## Given task:
Give a verbatim copy of the lines below, minus the pictures.

## Dataset extract:
----

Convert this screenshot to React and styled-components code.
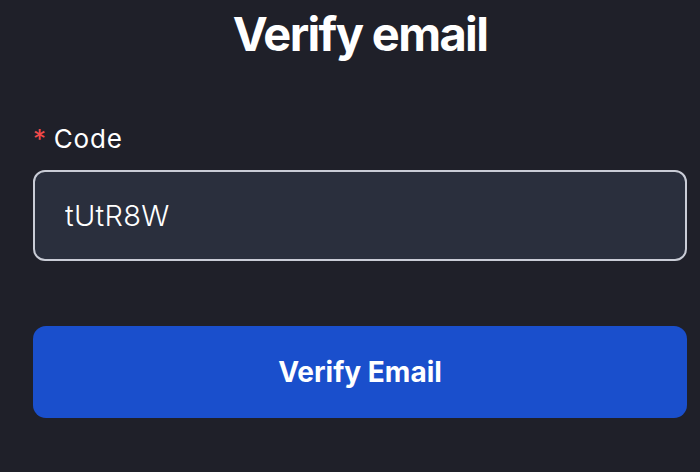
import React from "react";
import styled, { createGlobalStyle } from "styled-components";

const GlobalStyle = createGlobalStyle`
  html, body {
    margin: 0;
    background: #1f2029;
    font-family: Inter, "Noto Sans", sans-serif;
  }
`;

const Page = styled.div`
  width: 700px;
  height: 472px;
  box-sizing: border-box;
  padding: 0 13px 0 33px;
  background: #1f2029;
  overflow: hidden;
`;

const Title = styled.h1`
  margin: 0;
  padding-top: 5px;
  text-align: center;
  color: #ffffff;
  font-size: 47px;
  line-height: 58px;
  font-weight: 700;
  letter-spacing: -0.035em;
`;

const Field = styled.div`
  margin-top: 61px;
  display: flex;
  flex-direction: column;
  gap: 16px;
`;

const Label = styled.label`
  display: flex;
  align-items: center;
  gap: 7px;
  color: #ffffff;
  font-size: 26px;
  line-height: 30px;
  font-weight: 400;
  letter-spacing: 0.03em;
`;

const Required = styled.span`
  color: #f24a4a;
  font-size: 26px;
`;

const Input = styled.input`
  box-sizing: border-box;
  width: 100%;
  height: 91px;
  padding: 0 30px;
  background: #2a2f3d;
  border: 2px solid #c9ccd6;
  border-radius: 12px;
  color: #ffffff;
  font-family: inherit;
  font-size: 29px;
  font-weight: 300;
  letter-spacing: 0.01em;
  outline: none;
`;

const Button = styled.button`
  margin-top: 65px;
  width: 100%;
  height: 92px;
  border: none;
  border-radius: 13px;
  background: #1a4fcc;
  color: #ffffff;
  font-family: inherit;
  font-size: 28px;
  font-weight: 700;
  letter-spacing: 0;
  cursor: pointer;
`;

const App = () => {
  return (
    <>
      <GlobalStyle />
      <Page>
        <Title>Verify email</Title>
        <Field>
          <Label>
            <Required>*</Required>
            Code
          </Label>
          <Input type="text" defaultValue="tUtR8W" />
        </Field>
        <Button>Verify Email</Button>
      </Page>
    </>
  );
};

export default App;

----

## Final result:
Convert this screenshot to React and styled-components code.
import React from "react";
import styled, { createGlobalStyle } from "styled-components";

const GlobalStyle = createGlobalStyle`
  html, body {
    margin: 0;
    background: #1f2029;
    font-family: Inter, "Noto Sans", sans-serif;
  }
`;

const Page = styled.div`
  width: 700px;
  height: 472px;
  box-sizing: border-box;
  padding: 0 13px 0 33px;
  background: #1f2029;
  overflow: hidden;
`;

const Title = styled.h1`
  margin: 0;
  padding-top: 5px;
  text-align: center;
  color: #ffffff;
  font-size: 47px;
  line-height: 58px;
  font-weight: 700;
  letter-spacing: -0.035em;
`;

const Field = styled.div`
  margin-top: 61px;
  display: flex;
  flex-direction: column;
  gap: 16px;
`;

const Label = styled.label`
  display: flex;
  align-items: center;
  gap: 7px;
  color: #ffffff;
  font-size: 26px;
  line-height: 30px;
  font-weight: 400;
  letter-spacing: 0.03em;
`;

const Required = styled.span`
  color: #f24a4a;
  font-size: 26px;
`;

const Input = styled.input`
  box-sizing: border-box;
  width: 100%;
  height: 91px;
  padding: 0 30px;
  background: #2a2f3d;
  border: 2px solid #c9ccd6;
  border-radius: 12px;
  color: #ffffff;
  font-family: inherit;
  font-size: 29px;
  font-weight: 300;
  letter-spacing: 0.01em;
  outline: none;
`;

const Button = styled.button`
  margin-top: 65px;
  width: 100%;
  height: 92px;
  border: none;
  border-radius: 13px;
  background: #1a4fcc;
  color: #ffffff;
  font-family: inherit;
  font-size: 28px;
  font-weight: 700;
  letter-spacing: 0;
  cursor: pointer;
`;

const App = () => {
  return (
    <>
      <GlobalStyle />
      <Page>
        <Title>Verify email</Title>
        <Field>
          <Label>
            <Required>*</Required>
            Code
          </Label>
          <Input type="text" defaultValue="tUtR8W" />
        </Field>
        <Button>Verify Email</Button>
      </Page>
    </>
  );
};

export default App;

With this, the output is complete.